— start Data provided —
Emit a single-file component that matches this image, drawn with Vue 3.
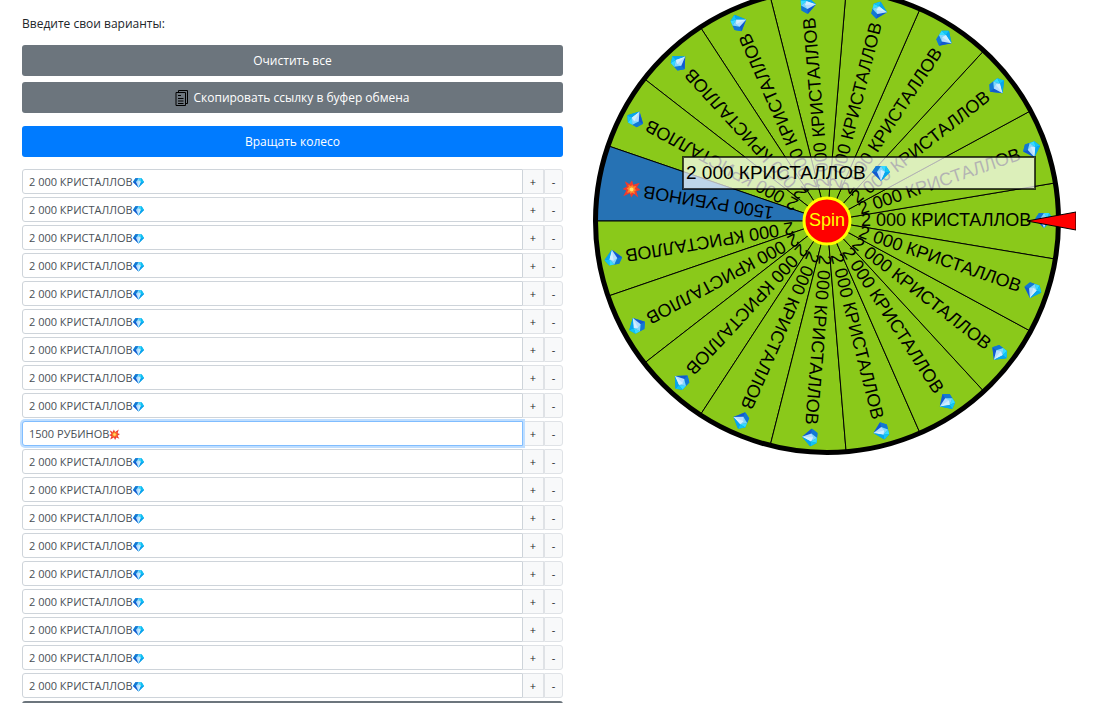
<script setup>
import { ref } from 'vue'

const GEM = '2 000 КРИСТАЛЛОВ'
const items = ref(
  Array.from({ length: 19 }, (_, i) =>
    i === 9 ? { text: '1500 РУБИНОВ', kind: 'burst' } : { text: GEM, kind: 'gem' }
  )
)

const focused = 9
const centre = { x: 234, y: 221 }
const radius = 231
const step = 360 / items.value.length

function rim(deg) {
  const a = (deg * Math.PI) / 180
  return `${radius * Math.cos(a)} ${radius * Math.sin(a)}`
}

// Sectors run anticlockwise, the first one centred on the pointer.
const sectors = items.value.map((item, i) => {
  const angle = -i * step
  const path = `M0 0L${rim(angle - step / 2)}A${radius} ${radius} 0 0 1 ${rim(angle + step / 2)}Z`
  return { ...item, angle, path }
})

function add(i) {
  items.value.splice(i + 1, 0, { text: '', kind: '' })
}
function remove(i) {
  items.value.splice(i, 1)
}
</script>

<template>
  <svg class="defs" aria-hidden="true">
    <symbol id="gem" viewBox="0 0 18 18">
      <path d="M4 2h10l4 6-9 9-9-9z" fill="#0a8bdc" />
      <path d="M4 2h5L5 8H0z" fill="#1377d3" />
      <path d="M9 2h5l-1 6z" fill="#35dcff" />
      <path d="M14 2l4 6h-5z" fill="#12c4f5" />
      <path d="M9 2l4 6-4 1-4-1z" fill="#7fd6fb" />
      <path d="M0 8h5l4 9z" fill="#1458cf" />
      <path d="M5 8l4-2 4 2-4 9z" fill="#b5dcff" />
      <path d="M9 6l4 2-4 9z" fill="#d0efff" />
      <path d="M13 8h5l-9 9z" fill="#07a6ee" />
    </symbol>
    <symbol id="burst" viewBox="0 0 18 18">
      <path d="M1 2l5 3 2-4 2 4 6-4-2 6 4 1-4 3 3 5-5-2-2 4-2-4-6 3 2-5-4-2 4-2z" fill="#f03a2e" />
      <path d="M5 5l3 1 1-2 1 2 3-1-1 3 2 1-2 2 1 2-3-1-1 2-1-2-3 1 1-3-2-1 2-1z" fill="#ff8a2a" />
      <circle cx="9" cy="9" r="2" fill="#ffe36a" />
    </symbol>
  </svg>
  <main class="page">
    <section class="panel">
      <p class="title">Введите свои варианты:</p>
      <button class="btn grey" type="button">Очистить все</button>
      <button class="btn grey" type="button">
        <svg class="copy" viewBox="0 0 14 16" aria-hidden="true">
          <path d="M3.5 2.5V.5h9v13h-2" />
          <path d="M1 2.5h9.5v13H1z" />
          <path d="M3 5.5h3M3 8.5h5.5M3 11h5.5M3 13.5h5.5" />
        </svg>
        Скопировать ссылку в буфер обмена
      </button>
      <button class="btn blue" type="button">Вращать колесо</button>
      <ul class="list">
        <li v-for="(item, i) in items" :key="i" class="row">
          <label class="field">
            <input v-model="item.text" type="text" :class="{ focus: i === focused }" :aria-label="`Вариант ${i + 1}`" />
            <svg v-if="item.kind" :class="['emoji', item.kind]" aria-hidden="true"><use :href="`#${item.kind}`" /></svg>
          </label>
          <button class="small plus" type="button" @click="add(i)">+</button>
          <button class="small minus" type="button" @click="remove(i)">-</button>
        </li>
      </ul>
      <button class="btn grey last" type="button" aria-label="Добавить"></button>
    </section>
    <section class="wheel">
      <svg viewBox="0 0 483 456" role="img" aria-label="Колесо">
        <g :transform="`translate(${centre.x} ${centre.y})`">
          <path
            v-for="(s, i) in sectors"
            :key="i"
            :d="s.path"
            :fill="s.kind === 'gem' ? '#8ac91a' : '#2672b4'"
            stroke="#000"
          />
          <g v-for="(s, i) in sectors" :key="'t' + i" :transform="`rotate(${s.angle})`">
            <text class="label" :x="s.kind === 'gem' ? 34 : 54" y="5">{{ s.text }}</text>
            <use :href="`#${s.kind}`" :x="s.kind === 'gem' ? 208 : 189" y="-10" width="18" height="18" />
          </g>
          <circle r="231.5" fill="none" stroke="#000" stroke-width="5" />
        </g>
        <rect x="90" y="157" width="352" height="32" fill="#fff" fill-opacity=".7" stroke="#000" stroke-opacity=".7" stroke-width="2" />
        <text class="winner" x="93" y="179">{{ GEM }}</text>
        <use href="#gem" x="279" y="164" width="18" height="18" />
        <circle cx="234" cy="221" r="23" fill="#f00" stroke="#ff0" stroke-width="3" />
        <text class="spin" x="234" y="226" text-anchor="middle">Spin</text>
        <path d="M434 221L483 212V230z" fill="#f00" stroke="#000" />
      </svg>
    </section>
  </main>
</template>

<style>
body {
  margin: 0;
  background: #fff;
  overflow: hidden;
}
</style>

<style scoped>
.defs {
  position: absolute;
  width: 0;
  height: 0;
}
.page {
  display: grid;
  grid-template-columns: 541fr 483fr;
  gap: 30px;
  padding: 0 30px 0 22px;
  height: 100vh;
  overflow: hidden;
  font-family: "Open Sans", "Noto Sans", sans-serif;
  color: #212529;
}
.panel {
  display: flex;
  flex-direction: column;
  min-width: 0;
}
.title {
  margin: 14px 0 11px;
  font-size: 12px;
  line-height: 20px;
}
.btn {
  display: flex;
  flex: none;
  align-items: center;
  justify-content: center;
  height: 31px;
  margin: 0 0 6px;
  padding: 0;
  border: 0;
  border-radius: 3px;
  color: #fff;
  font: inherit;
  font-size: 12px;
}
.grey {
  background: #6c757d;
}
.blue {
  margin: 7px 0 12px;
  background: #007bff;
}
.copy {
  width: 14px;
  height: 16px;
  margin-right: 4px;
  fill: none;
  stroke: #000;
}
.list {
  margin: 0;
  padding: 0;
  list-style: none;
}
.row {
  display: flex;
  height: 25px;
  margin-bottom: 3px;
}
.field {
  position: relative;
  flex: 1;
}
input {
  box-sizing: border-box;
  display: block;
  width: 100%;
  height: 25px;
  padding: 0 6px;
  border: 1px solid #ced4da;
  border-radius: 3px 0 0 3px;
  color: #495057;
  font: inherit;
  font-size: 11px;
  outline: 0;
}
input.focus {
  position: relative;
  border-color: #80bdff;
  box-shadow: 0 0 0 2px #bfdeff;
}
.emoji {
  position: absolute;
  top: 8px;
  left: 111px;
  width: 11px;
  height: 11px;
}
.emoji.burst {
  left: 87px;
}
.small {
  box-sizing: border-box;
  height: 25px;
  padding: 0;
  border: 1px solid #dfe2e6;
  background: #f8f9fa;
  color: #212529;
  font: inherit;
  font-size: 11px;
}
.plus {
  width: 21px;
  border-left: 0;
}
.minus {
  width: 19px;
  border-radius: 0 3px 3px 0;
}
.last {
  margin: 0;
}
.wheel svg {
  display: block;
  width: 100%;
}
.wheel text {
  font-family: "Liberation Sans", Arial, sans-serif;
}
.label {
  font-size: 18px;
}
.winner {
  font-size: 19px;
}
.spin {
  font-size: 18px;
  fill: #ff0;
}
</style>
— end Data provided —
— start Data provided —
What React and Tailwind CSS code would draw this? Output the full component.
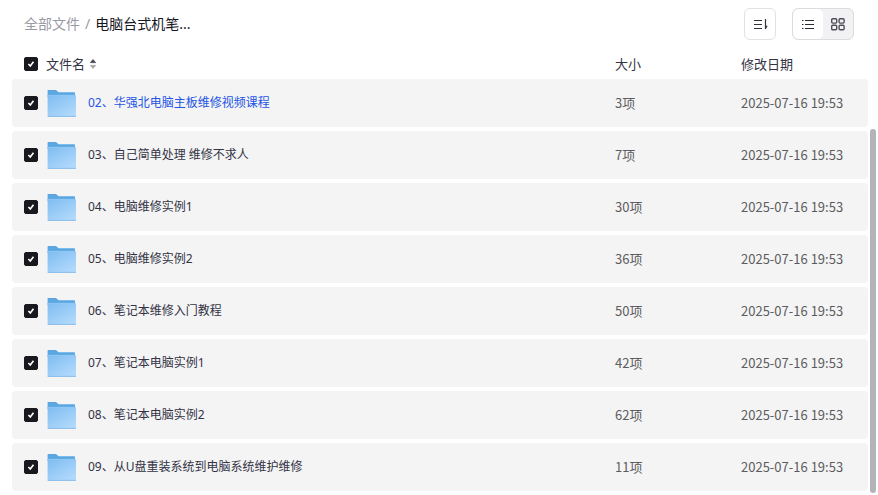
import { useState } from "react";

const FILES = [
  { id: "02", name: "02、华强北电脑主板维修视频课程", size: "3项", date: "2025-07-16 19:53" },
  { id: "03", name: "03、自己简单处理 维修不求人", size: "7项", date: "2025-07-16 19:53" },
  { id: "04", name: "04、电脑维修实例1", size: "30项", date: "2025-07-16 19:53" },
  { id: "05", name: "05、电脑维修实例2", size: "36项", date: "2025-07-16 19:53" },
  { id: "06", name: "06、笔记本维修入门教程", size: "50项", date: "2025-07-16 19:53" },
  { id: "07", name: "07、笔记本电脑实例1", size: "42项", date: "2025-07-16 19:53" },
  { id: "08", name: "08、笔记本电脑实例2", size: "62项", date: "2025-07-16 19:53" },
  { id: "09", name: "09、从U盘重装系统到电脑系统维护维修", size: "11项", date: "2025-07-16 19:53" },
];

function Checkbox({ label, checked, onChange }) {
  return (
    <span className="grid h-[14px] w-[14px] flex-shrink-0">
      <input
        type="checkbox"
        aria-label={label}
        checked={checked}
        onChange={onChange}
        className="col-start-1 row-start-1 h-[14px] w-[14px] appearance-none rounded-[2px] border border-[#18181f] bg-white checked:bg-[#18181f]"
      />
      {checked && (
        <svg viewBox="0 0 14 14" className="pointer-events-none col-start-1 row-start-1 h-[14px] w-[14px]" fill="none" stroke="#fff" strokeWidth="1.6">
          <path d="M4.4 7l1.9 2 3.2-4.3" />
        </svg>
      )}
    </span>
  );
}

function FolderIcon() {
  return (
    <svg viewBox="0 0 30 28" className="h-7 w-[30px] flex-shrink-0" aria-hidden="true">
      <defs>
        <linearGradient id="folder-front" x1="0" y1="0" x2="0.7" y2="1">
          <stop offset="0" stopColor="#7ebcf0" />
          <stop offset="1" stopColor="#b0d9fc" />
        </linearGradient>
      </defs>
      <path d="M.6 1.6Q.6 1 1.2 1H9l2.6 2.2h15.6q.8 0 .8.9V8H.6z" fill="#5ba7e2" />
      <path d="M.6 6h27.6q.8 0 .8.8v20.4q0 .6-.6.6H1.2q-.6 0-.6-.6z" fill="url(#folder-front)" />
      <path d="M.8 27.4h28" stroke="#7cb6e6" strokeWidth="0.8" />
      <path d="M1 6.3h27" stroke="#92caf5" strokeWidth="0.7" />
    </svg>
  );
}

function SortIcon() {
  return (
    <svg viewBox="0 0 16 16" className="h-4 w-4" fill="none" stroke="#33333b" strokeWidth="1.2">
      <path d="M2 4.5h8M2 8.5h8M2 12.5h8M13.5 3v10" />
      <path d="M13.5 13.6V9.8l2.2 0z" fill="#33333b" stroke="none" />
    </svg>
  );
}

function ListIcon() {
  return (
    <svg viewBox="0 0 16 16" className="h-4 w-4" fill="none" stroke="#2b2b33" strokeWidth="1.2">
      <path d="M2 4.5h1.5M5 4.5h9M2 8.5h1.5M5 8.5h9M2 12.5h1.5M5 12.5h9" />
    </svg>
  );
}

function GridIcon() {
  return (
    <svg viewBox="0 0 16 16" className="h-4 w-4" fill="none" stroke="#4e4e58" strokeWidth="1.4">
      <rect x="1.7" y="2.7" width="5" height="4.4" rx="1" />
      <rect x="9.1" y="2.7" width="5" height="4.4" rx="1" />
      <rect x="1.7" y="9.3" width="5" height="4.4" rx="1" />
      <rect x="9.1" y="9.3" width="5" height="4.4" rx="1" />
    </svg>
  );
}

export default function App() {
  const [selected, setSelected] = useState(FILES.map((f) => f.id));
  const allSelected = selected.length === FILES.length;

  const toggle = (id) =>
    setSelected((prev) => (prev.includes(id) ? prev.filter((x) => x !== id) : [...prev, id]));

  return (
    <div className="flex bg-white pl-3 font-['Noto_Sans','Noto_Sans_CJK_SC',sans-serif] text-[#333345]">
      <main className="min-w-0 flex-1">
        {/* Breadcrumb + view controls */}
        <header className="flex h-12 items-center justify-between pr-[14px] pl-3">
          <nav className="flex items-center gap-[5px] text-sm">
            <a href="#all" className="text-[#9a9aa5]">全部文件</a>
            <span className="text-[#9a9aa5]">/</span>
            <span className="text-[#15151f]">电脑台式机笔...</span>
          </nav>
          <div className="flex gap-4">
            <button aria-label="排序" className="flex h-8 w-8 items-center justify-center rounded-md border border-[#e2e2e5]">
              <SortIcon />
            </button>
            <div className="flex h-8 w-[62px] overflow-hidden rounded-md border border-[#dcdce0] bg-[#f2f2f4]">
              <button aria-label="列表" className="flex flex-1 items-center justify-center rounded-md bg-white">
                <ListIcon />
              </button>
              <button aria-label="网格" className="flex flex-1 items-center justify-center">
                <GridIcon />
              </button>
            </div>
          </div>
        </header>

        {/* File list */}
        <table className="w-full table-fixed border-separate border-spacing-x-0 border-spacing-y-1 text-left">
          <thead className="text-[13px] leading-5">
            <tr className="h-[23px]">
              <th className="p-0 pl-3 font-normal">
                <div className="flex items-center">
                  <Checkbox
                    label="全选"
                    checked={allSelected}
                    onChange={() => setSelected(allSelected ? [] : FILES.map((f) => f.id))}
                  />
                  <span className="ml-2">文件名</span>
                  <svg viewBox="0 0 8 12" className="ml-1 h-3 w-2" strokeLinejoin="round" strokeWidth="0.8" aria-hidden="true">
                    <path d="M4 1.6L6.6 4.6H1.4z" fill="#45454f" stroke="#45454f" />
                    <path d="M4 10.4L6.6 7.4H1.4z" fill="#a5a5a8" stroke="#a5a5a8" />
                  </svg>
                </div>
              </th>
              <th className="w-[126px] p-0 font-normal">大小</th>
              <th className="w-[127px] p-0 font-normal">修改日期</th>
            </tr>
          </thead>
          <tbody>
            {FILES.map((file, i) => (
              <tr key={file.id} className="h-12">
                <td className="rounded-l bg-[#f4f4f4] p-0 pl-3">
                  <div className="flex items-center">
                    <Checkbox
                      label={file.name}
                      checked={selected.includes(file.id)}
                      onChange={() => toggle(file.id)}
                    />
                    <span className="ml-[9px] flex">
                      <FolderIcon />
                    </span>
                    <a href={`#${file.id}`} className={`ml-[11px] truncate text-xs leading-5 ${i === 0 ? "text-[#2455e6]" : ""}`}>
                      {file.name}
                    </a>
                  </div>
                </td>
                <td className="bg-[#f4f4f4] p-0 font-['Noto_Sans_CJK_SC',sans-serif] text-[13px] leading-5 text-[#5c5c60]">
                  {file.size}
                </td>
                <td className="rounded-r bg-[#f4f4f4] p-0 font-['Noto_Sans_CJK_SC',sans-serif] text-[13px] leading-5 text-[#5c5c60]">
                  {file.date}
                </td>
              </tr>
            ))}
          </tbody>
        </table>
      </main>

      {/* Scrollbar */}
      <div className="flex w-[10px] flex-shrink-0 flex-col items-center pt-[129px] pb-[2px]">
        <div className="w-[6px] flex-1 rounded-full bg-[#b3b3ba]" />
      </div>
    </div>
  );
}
— end Data provided —
— start Data provided —
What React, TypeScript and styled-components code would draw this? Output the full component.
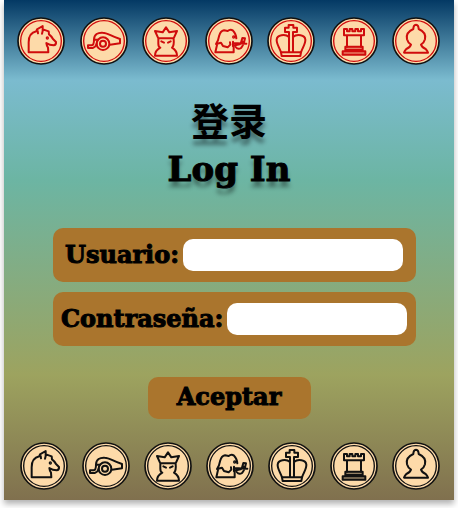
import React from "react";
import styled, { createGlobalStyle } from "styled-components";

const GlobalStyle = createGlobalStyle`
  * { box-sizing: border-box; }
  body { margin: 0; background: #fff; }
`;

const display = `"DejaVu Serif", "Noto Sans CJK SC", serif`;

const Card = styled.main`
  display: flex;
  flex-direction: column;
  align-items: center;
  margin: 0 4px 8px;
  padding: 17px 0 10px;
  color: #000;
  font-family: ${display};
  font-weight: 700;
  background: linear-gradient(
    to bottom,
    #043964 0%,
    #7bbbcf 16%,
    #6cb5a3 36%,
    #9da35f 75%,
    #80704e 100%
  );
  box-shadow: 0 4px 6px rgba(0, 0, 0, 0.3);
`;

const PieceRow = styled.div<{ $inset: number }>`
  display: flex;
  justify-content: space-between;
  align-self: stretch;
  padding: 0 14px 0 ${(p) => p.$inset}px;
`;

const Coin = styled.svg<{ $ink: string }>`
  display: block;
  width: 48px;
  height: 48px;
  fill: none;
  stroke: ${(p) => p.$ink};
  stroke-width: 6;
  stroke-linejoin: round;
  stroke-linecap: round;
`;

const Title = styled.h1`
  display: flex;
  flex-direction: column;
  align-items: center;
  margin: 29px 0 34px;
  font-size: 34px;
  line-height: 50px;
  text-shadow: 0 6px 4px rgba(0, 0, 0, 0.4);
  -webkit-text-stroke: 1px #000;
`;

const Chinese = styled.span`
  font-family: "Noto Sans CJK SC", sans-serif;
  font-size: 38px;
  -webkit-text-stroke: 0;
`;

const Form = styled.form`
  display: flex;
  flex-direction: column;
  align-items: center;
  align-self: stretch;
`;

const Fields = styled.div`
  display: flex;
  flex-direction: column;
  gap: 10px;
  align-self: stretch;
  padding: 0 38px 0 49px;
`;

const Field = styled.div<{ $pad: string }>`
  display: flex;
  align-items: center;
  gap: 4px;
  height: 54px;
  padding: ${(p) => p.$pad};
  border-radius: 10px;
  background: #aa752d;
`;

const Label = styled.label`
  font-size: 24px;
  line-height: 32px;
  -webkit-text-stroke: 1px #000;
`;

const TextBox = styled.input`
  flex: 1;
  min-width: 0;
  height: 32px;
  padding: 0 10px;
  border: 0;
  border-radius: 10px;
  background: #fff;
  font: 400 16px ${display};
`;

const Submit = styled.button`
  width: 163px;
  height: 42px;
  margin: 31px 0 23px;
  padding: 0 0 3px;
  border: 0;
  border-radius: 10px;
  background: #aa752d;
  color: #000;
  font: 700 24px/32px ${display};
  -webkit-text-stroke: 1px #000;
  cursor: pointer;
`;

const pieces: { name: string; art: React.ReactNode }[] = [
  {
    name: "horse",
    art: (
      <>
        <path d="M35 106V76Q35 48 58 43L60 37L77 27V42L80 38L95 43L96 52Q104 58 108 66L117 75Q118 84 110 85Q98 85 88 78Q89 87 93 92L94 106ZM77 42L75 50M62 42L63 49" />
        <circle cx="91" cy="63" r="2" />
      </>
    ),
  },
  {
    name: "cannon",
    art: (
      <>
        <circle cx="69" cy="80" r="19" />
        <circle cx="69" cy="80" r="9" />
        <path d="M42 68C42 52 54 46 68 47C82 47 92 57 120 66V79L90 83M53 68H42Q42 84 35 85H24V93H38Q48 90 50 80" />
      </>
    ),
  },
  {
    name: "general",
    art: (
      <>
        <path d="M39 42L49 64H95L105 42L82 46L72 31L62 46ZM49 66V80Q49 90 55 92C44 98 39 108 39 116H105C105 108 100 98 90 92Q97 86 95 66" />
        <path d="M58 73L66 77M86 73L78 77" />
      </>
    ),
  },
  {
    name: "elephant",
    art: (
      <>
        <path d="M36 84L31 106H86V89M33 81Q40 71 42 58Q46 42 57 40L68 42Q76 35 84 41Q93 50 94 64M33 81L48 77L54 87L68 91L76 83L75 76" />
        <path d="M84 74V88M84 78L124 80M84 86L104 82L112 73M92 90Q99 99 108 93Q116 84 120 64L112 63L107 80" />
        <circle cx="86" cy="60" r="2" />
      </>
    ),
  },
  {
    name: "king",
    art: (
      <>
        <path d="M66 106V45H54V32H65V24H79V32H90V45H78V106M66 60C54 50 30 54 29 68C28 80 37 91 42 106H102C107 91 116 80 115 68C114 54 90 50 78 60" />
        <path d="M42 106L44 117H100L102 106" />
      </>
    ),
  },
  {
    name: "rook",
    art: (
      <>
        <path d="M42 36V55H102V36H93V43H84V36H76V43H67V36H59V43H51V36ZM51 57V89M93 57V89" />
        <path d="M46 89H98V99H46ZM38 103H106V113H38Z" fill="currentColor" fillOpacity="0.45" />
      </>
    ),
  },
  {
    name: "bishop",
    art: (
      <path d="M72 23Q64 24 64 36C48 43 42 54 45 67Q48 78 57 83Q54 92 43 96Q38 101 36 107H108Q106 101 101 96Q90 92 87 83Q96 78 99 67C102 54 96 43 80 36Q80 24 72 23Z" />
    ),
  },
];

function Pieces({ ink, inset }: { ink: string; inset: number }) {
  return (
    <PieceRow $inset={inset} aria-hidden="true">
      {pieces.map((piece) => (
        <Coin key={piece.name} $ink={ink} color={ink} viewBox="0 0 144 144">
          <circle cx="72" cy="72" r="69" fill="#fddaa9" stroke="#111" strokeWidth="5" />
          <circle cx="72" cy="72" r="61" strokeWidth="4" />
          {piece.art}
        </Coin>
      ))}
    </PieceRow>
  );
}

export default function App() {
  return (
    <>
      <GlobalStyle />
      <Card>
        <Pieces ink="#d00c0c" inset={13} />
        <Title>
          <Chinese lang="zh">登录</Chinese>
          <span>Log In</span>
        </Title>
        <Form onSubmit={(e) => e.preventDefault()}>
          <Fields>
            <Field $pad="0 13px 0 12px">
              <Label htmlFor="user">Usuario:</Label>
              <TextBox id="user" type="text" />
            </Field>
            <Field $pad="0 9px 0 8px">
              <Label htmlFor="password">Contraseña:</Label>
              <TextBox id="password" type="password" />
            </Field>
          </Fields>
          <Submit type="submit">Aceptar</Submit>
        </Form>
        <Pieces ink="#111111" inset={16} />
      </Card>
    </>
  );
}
— end Data provided —
**Goal:**
Return exactly the lines from the one with "Emit a single-file" to the one with "const step = 360 / items.value.length", inclusive, and nothing else; skip the pictures.

**Problem solution:**
Emit a single-file component that matches this image, drawn with Vue 3.
<script setup>
import { ref } from 'vue'

const GEM = '2 000 КРИСТАЛЛОВ'
const items = ref(
  Array.from({ length: 19 }, (_, i) =>
    i === 9 ? { text: '1500 РУБИНОВ', kind: 'burst' } : { text: GEM, kind: 'gem' }
  )
)

const focused = 9
const centre = { x: 234, y: 221 }
const radius = 231
const step = 360 / items.value.length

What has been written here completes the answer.